**Given instruction:** What is the number of lines in the data that hold the string "styles"? Reply with that number only.

**Dataset content:**
◇ ◇ ◇ ◇

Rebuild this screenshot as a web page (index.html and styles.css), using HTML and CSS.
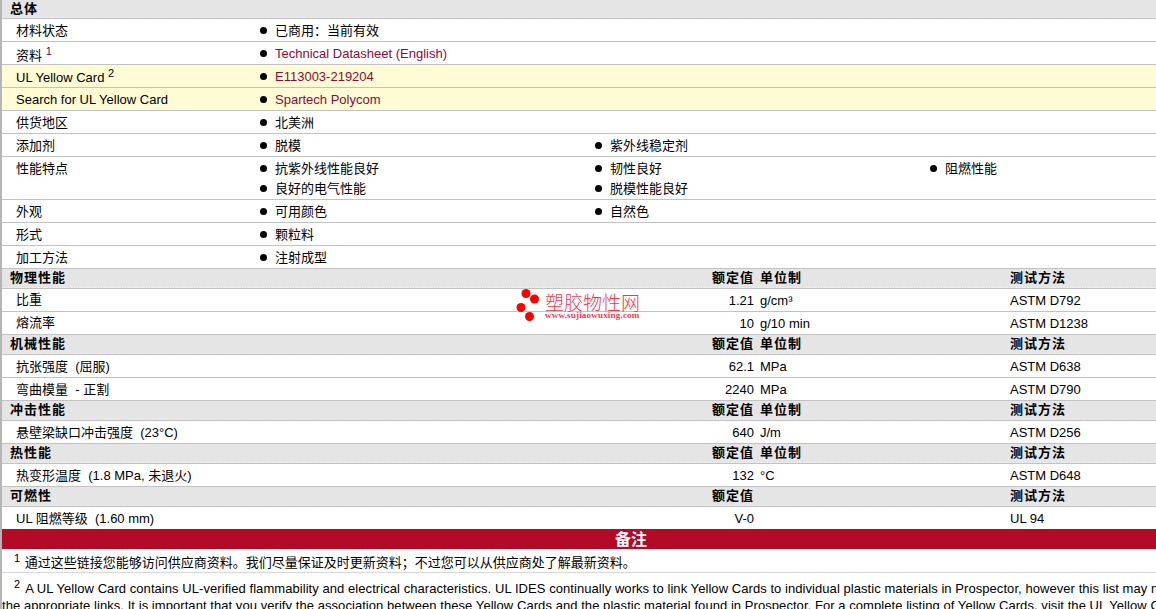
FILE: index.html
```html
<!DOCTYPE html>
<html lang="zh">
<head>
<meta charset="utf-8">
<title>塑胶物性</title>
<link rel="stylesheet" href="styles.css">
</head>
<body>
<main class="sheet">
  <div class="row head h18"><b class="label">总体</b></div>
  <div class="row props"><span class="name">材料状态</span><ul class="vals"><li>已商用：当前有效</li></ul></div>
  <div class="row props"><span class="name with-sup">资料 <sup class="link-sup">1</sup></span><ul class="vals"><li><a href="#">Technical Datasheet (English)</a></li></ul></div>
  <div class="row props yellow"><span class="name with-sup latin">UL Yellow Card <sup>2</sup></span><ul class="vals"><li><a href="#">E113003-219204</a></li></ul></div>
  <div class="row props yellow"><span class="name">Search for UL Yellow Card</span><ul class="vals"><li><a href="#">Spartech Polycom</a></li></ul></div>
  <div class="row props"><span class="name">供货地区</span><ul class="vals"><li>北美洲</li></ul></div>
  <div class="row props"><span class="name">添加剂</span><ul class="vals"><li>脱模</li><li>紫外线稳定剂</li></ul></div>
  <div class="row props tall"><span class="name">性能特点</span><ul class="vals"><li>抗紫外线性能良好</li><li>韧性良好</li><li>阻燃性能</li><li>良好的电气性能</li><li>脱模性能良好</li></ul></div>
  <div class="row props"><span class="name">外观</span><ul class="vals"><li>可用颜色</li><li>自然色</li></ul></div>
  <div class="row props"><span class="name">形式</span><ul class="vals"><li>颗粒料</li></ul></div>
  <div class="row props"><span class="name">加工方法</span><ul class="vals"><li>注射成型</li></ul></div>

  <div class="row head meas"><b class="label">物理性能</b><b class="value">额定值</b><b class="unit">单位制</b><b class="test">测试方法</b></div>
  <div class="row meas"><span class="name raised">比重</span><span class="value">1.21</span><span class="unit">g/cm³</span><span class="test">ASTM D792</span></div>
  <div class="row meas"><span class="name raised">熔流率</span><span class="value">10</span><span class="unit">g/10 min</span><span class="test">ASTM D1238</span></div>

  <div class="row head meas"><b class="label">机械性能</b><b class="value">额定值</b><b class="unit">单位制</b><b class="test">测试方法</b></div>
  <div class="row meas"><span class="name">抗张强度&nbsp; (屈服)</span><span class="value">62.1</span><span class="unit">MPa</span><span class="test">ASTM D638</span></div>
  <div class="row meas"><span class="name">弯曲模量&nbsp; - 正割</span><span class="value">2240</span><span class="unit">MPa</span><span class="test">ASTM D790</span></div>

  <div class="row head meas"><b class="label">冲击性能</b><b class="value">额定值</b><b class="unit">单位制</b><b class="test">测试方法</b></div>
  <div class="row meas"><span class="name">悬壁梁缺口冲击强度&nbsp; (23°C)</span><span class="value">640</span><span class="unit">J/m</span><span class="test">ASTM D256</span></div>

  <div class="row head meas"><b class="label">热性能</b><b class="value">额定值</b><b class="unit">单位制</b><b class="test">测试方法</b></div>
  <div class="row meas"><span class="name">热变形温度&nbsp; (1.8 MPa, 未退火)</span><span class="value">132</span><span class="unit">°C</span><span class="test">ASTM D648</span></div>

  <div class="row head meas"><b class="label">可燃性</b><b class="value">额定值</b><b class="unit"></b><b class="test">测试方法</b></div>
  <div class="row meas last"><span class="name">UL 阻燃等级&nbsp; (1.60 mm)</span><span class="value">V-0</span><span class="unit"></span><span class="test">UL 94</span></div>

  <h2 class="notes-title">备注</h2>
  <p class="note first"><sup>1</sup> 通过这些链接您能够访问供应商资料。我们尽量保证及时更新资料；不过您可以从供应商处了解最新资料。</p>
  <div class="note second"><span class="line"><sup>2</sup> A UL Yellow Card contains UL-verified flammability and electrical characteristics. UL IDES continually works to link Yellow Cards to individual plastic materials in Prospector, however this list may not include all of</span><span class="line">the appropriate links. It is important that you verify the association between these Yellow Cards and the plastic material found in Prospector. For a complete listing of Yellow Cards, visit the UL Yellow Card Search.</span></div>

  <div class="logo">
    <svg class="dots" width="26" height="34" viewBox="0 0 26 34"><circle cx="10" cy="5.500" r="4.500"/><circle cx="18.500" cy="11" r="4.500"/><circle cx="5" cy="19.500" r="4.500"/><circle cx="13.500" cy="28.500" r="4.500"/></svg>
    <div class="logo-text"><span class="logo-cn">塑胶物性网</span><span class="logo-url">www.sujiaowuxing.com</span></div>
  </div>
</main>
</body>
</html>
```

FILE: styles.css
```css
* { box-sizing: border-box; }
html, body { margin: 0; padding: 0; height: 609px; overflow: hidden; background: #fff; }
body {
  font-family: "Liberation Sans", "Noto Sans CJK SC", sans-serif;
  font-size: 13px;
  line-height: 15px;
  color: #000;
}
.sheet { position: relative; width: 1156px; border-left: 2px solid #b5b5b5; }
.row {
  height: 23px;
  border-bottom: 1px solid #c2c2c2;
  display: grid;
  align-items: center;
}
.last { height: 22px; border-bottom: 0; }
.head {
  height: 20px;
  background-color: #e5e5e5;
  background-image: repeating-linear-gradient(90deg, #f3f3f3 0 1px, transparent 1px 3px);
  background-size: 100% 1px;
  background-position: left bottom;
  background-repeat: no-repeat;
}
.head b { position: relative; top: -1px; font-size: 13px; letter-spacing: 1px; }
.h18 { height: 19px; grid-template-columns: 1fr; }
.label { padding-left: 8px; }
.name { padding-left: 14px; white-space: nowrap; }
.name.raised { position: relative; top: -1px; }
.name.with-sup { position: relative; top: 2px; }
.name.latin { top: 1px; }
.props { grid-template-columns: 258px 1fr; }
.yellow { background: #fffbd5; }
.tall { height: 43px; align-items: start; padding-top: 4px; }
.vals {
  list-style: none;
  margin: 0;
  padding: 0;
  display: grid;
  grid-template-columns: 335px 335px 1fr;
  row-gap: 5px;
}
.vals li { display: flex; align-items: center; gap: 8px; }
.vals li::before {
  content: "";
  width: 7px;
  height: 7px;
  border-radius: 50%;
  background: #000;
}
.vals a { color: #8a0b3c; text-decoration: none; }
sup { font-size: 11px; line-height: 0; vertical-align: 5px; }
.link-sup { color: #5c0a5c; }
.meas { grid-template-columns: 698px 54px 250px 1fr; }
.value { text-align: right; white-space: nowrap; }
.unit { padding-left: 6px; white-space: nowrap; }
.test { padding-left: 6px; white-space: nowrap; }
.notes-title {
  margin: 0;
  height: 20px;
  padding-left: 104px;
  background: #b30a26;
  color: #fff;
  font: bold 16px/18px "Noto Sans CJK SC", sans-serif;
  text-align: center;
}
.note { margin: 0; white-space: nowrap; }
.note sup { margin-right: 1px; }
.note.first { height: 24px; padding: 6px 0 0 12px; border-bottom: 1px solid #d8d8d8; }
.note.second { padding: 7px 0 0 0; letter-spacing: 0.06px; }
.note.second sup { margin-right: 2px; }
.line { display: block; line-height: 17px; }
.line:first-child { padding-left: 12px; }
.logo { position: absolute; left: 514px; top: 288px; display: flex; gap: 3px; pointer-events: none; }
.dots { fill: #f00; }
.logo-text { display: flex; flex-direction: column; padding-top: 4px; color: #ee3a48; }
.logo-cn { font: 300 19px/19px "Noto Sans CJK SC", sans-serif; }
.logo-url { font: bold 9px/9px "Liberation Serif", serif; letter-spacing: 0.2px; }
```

◇ ◇ ◇ ◇

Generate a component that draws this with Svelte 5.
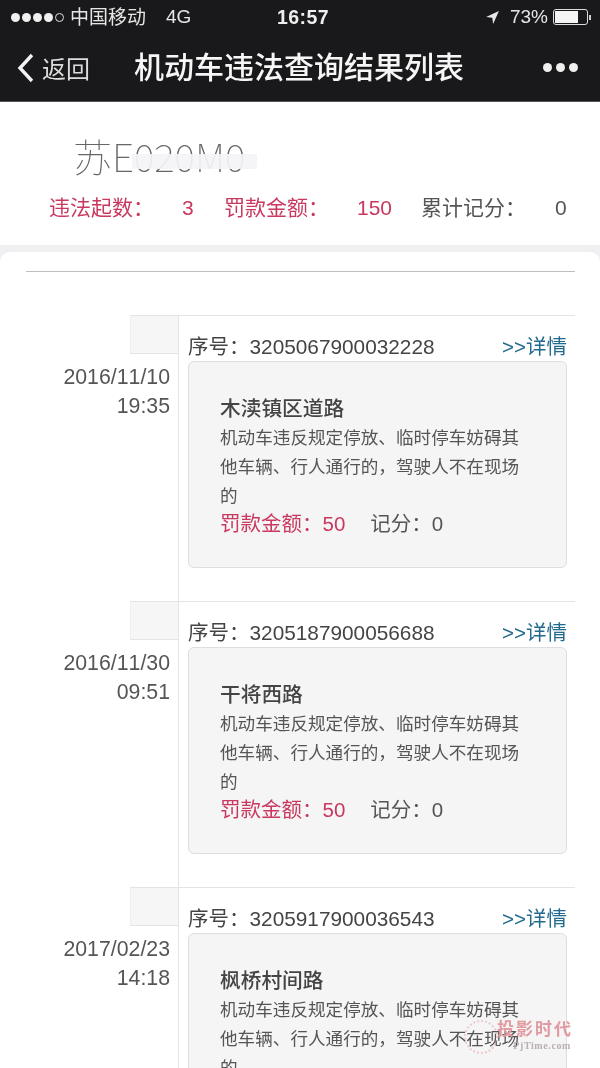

◇ ◇ ◇ ◇

**Final result:** 3